SOHAppenings

A little taste of my experiences over the next year or so. This blog will take place mostly in SOHA (South of Harlem) where I will be living and attending Columbia grad school. This year will be a time of changes; my sister getting married, my parents move from Highland Park to Cleveland, suddenly my friends are going through adult transitions, and my own adjustment to the Big Apple as well as trying to figure out my life.

Tuesday, December 26, 2006

Battery Park 'n Stuff

The exploration of NY continues! Today Anmol and I went all around the south of Manhattan. We took a tour via Lonely Planet. It went a little something like this...
Battery Park. First we wandered around Bowling Green, and the followed the tourists to the water. People were lined up for the ferries, but we were content with the view of Lady Liberty from the shore. Take a minute to read Emma Lazarus's The New Colossus. My sister teaches it in her NYU classes (ooooooooo). If It doesn't inspire you, nothing will.

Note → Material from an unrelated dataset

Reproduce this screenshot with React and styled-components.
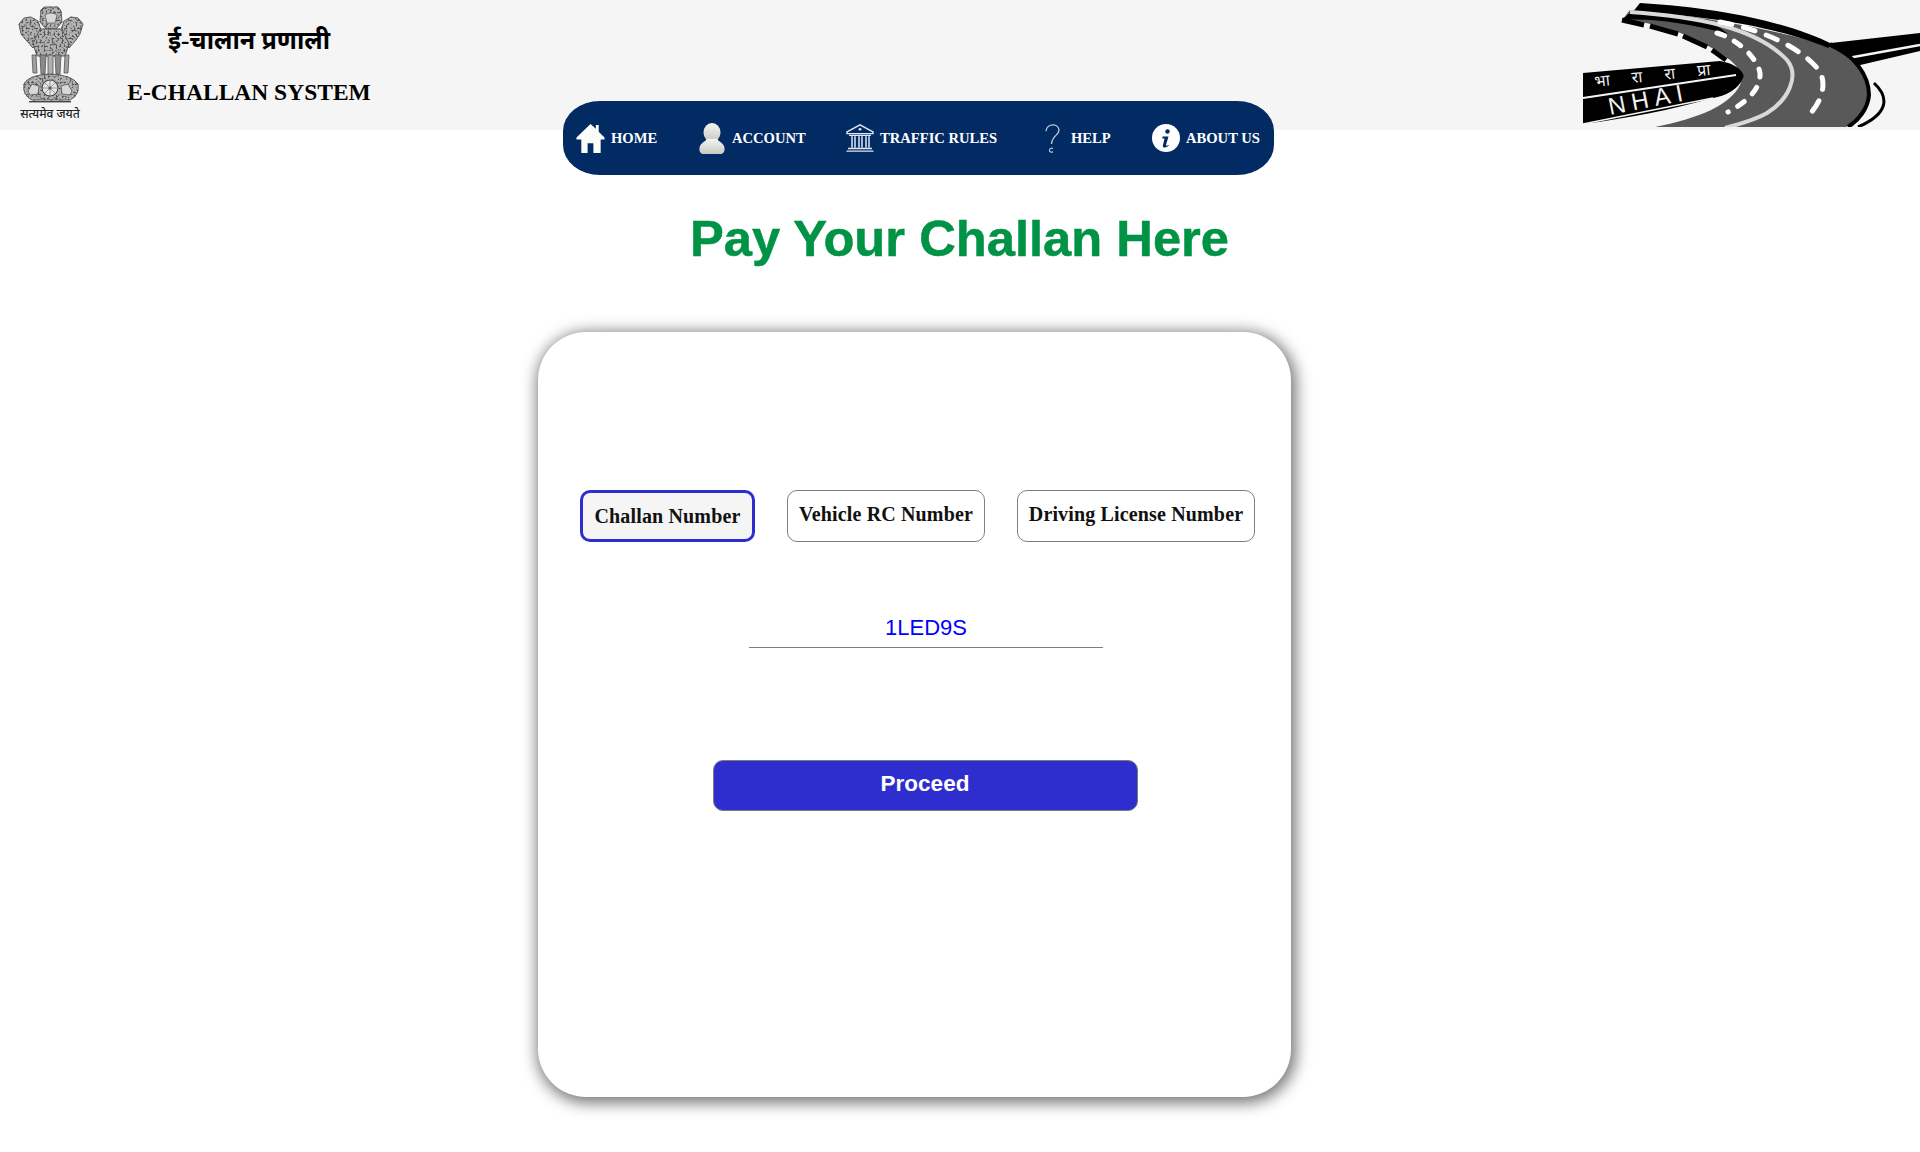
import styled, { createGlobalStyle } from "styled-components";

const GlobalStyle = createGlobalStyle`
  * { box-sizing: border-box; }
  html, body { margin: 0; background: #fff; }
  body { font-family: "Liberation Serif", "Noto Sans", serif; }
`;

function Emblem() {
  return (
    <EmblemSvg viewBox="0 0 100 130">
      <defs>
        <filter id="grit" x="-5%" y="-5%" width="110%" height="110%">
          <feTurbulence type="fractalNoise" baseFrequency="0.5" numOctaves="2" seed="4" />
          <feColorMatrix values="0 0 0 0 0.1  0 0 0 0 0.1  0 0 0 0 0.1  0 0 0 -7 3.7" />
          <feComposite in2="SourceGraphic" operator="in" result="specks" />
          <feMerge>
            <feMergeNode in="SourceGraphic" />
            <feMergeNode in="specks" />
          </feMerge>
        </filter>
      </defs>
      <g filter="url(#grit)" stroke="#444" strokeWidth="0.8" fill="#b4b4b4">
        <path d="M41 10 L44 7 L58 7 L61 11 L62 22 L56 29 L46 29 L40 22 Z" />
        <path d="M19 24 L24 18 L31 17 L38 21 L41 30 L38 42 L33 48 L26 40 L21 34 Z" />
        <path d="M83 24 L78 18 L71 17 L64 21 L61 30 L64 42 L69 48 L76 40 L80 34 Z" />
        <path d="M33 44 L40 29 L62 29 L69 44 L65 56 L37 56 Z" />
        <path d="M24 84 Q28 75 50 74 Q72 75 78 84 Q80 95 70 100 L32 100 Q22 95 24 84 Z" />
      </g>
      <path d="M45 15 Q51 11 57 15 L55 23 L47 23 Z" fill="#d8d8d8" stroke="#444" strokeWidth="0.6" />
      <g stroke="#555" strokeWidth="0.8">
        <path d="M33 73 L32 55 L36 55 L37 73 Z" fill="#a0a0a0" />
        <path d="M41 74 L40 55 L46 55 L45 74 Z" fill="#8a8a8a" />
        <path d="M48 74 L48 55 L53 55 L53 74 Z" fill="#b0b0b0" />
        <path d="M56 74 L55 55 L61 55 L60 74 Z" fill="#8a8a8a" />
        <path d="M64 73 L65 55 L69 55 L68 73 Z" fill="#a0a0a0" />
      </g>
      <rect x="29" y="101" width="42" height="1.4" fill="#444" />
      <circle cx="50" cy="88" r="8" fill="#e4e4e4" stroke="#444" strokeWidth="1.1" />
      <path d="M50 80 V96 M42 88 H58 M44.3 82.3 L55.7 93.7 M55.7 82.3 L44.3 93.7" stroke="#666" strokeWidth="0.6" />
      <circle cx="50" cy="88" r="1.6" fill="#555" />
      <path d="M28 91 L32 84 L39 86 L38 94 L30 95 Z" fill="#d8d8d8" stroke="#444" strokeWidth="0.7" />
      <path d="M72 91 L68 84 L61 86 L62 94 L70 95 Z" fill="#d8d8d8" stroke="#444" strokeWidth="0.7" />
      <EmblemMotto x="50" y="118" textAnchor="middle">सत्यमेव जयते</EmblemMotto>
    </EmblemSvg>
  );
}

function NhaiLogo() {
  return (
    <NhaiSvg viewBox="0 0 360 127">
      {/* branch road */}
      <path d="M262 44 L360 33 L360 51 L296 66 Z" fill="#000" />
      <path d="M288 58 L360 45" stroke="#f5f5f5" strokeWidth="2.5" fill="none" />
      {/* road body */}
      <path d="M70 10 C130 14 220 30 268 46 C298 60 312 80 308 95 C306 110 298 120 286 127 L95 127 C140 118 170 105 180 85 C186 70 170 58 150 47 C125 33 95 22 62 20 Z" fill="#595959" />
      <path d="M80 3 C165 8 232 24 272 44 L268 48 C225 30 150 14 72 13 Z" fill="#000" />
      <path d="M62 20 L72 11 L150 20 L168 34 C130 24 95 18 62 20 Z" fill="#000" />
      <path d="M270 44 C294 55 309 75 309 95 C308 108 299 120 288 127" stroke="#000" strokeWidth="4" fill="none" />
      <path d="M314 83 C330 98 328 114 298 127" stroke="#000" strokeWidth="3" fill="none" />
      {/* lane markings */}
      <path d="M70 12 C130 16 195 26 227 60 C240 76 228 100 207 113 C195 120 180 124 165 128" stroke="#d9d9d9" strokeWidth="4" fill="none" />
      <path d="M160 22 C205 30 245 50 260 72 C268 88 258 105 250 114" stroke="#fff" strokeWidth="5" strokeDasharray="12 12" strokeLinecap="round" fill="none" />
      <path d="M157 33 C180 40 198 60 200 73 C201 90 185 103 168 112" stroke="#fff" strokeWidth="5" strokeDasharray="8 11" strokeLinecap="round" fill="none" />
      {/* left edge */}
      <path d="M62 20 L84 25 M90 26 L118 34 M123 36 L147 47 M152 50 L166 60" stroke="#000" strokeWidth="5" fill="none" />
      {/* sign board */}
      <path d="M23 73 L160 61 C178 64 186 74 183 78 C178 90 165 96 153 98 C110 110 70 118 23 124 Z" fill="#000" />
      <path d="M23 98 L176 75" stroke="#f5f5f5" strokeWidth="2" fill="none" />
      <path d="M23 124 L153 98" stroke="#f5f5f5" strokeWidth="1.5" fill="none" />
      <NhaiHindi x="35" y="87" transform="rotate(-6 35 87)">भा रा रा प्रा</NhaiHindi>
      <NhaiMark x="50" y="115" transform="rotate(-11 50 115)">NHAI</NhaiMark>
    </NhaiSvg>
  );
}

const HomeIcon = () => (
  <IconSvg width="29" height="29" viewBox="0 8 29 30">
    <path d="M14.5 8 L20 13 V9 H23 V16 L29 22 V24 H25 V38 H17.5 V28 H11.5 V38 H5 V24 H0 V22 Z" fill="#fbfdf8" />
  </IconSvg>
);

const UserIcon = () => (
  <IconSvg width="26" height="31" viewBox="0 0 26 31">
    <defs>
      <linearGradient id="bust" x1="0" y1="0" x2="0" y2="1">
        <stop offset="0" stopColor="#f4f4f0" />
        <stop offset="1" stopColor="#c9c9c4" />
      </linearGradient>
    </defs>
    <ellipse cx="13" cy="9.5" rx="8.5" ry="9.5" fill="url(#bust)" />
    <path d="M8 16 C6 19 1 20 0.5 25 C0 29 2 31 5 31 H21 C24 31 26 29 25.5 25 C25 20 20 19 18 16 Z" fill="url(#bust)" />
  </IconSvg>
);

const BankIcon = () => (
  <IconSvg width="28" height="28" viewBox="0 0 28 32" preserveAspectRatio="none">
    <g stroke="#dfe6f1" fill="none" strokeWidth="1.5">
      <path d="M1 9 L14 1 L27 9 V11 H1 Z" />
      <path d="M3 13 H25 M2 28 H26 M0.5 31 H27.5" />
      <path d="M6 14 V27 M9 14 V27 M13 14 V27 M16 14 V27 M20 14 V27 M23 14 V27" />
    </g>
    <circle cx="14" cy="6" r="1.4" fill="#dfe6f1" />
  </IconSvg>
);

const HelpIcon = () => (
  <IconSvg width="16" height="29" viewBox="0 0 16 32" preserveAspectRatio="none">
    <path d="M2 8 C2 3 6 1 9 1 C13 1 15 4 15 7 C15 12 8 13 7.5 22" stroke="#c6ccd6" strokeWidth="1.3" fill="none" />
    <path d="M9 27 C7 26 5.5 27 5.5 29 C5.5 31 7 31.5 9 30.5" stroke="#c6ccd6" strokeWidth="1.2" fill="none" />
  </IconSvg>
);

const InfoIcon = () => (
  <IconSvg width="28" height="28" viewBox="0 0 28 28">
    <circle cx="14" cy="14" r="14" fill="#fff" />
    <circle cx="15.5" cy="7.5" r="2.2" fill="#032b63" />
    <path d="M10.5 12.5 H16.5 L14 21 C13.8 22 14.6 22.2 16.5 20.8 L16.8 21.6 C14.5 24 10.2 24.6 10.9 21.4 L12.5 14.4 H10.3 Z" fill="#032b63" />
  </IconSvg>
);

const links = [
  { label: "HOME", icon: <HomeIcon />, gap: 6, width: 123 },
  { label: "ACCOUNT", icon: <UserIcon />, gap: 7, width: 147 },
  { label: "TRAFFIC RULES", icon: <BankIcon />, gap: 6, width: 198 },
  { label: "HELP", icon: <HelpIcon />, gap: 11, width: 108 },
  { label: "ABOUT US", icon: <InfoIcon />, gap: 6, width: 108 },
];

function App() {
  return (
    <Page>
      <GlobalStyle />
      <Header>
        <Brand>
          <Emblem />
          <Titles>
            <HindiTitle>ई-चालान प्रणाली</HindiTitle>
            <EnglishTitle>E-CHALLAN SYSTEM</EnglishTitle>
          </Titles>
        </Brand>
        <NhaiLogo />
      </Header>
      <Nav>
        {links.map((link) => (
          <NavLink key={link.label} href="#" $gap={link.gap} $width={link.width}>
            {link.icon}
            {link.label}
          </NavLink>
        ))}
      </Nav>
      <Heading>Pay Your Challan Here</Heading>
      <Card>
        <Options>
          <Option $active $width={175}>Challan Number</Option>
          <Option $width={198}>Vehicle RC Number</Option>
          <Option $width={238}>Driving License Number</Option>
        </Options>
        <NumberInput defaultValue="1LED9S" />
        <Proceed>Proceed</Proceed>
      </Card>
    </Page>
  );
}

export default App;

const Page = styled.div`
  width: 1920px;
  min-height: 1152px;
  background: #fff;
  display: flex;
  flex-direction: column;
`;

const Header = styled.header`
  height: 130px;
  background: #f5f5f5;
  display: flex;
  justify-content: space-between;
`;

const Brand = styled.div`
  display: flex;
`;

const EmblemSvg = styled.svg`
  width: 100px;
  height: 130px;
`;

const EmblemMotto = styled.text`
  font-family: "Noto Sans", "Liberation Serif", serif;
  font-size: 12px;
  font-weight: 500;
  fill: #222;
`;

const NhaiSvg = styled.svg`
  width: 360px;
  height: 127px;
`;

const NhaiHindi = styled.text`
  font-family: "Noto Sans", serif;
  font-size: 16px;
  fill: #f0f0f0;
  letter-spacing: 9px;
`;

const NhaiMark = styled.text`
  font-family: "Liberation Sans", sans-serif;
  font-size: 24px;
  fill: #f0f0f0;
  letter-spacing: 6px;
`;

const Titles = styled.div`
  width: 246px;
  margin-left: 26px;
  display: flex;
  flex-direction: column;
  align-items: center;
`;

const HindiTitle = styled.div`
  margin-top: 21px;
  font-size: 25px;
  line-height: 40px;
  font-weight: 700;
  color: #000;
`;

const EnglishTitle = styled.div`
  margin-top: 17px;
  font-size: 23.5px;
  line-height: 28px;
  font-weight: 700;
  color: #000;
  white-space: nowrap;
`;

const Nav = styled.nav`
  width: 711px;
  height: 74px;
  margin: -29px 0 0 563px;
  padding-left: 13px;
  background: #032b63;
  border-radius: 37px / 30px;
  display: flex;
  align-items: center;
  position: relative;
`;

const NavLink = styled.a`
  width: ${(p) => p.$width}px;
  flex: none;
  display: flex;
  align-items: center;
  gap: ${(p) => p.$gap}px;
  color: #fff;
  font-size: 14.6px;
  font-weight: 700;
  text-decoration: none;
  white-space: nowrap;
`;

const IconSvg = styled.svg`
  flex: none;
  display: block;
`;

const Heading = styled.h1`
  margin: 35px 0 0 690px;
  font-family: "Liberation Sans", sans-serif;
  font-size: 50.7px;
  line-height: 58px;
  font-weight: 700;
  color: #009245;
  -webkit-text-stroke: 0.5px #009245;
`;

const Card = styled.section`
  width: 753px;
  height: 765px;
  margin: 64px 0 0 538px;
  padding-top: 158px;
  background: #fff;
  border-radius: 48px;
  box-shadow: 2px 3px 15px 3px #777;
  display: flex;
  flex-direction: column;
  align-items: center;
`;

const Options = styled.div`
  width: 100%;
  padding-left: 42px;
  display: flex;
  gap: 32px;
`;

const Option = styled.button`
  width: ${(p) => p.$width}px;
  height: 52px;
  flex: none;
  padding: 0 0 ${(p) => (p.$active ? "0" : "4px")};
  background: ${(p) => (p.$active ? "#f5f5f5" : "#fff")};
  border: ${(p) => (p.$active ? "3px solid #2e2ecf" : "1px solid #808080")};
  border-radius: 10px;
  font-family: "Liberation Serif", serif;
  font-size: 20px;
  letter-spacing: 0.15px;
  font-weight: 700;
  color: #111;
  white-space: nowrap;
`;

const NumberInput = styled.input`
  width: 354px;
  height: 43px;
  margin: 63px 0 0 23px;
  padding: 4px 0 0;
  border: 0;
  border-bottom: 1px solid #808080;
  outline: 0;
  background: transparent;
  font-family: "Liberation Sans", sans-serif;
  font-size: 22px;
  color: #0000ff;
  text-align: center;
`;

const Proceed = styled.button`
  width: 425px;
  height: 51px;
  margin: 112px 0 0 21px;
  padding: 0 0 4px;
  background: #2e2ecf;
  border: 1px solid #7a7a7a;
  border-radius: 10px;
  font-family: "Liberation Sans", sans-serif;
  font-size: 22.5px;
  font-weight: 700;
  color: #fff;
`;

For further inspiration we turned to Starbucks, it was chilly out!



The Sphere. The sculpture once stood in the World Trade Center plaza for thirty years. It was damaged in the attacks. Ironically, it symbolized world peace. Now an eternal flame (or shika in Hindi) stands in front of it.

We then went up to the Financial District and visited Anmol's future places of employment. We tried to take pictures with the Charging Bull sculpture, but there was a truckload of tourists taking pictures one by one (not in convenient groups I offered to organize for them!).









Here is the Fraunces Tavern museum and restaurant. It was built in the 1700s. Beyond that, and looking real cute, I'm not sure of its importance.











This is a sweet street called Stone just off of Beaver (named for the pelts once sold there) and Pearl (similarly named). It's buildings date to pre-Civil War, and I'm sure the cobblestones are twice as old. It reminded me a bit of being in London. From there we wandered over to Wall Street (named for a wall Dutch slaves built there to keep out marauders). We visited Trinity Church (not pictured) and peeked at the graveyard which serves as the eternal bed for such exciting people as Benedict Arnold.










Wall Street, all gussied up!


























What it's like to be inside a Christmas Tree!


















The patriotic New York Stock Exchange


We also visited the WTC area, Ground Zero and a few other sites. It was a great tour and left us both exhausted. What next?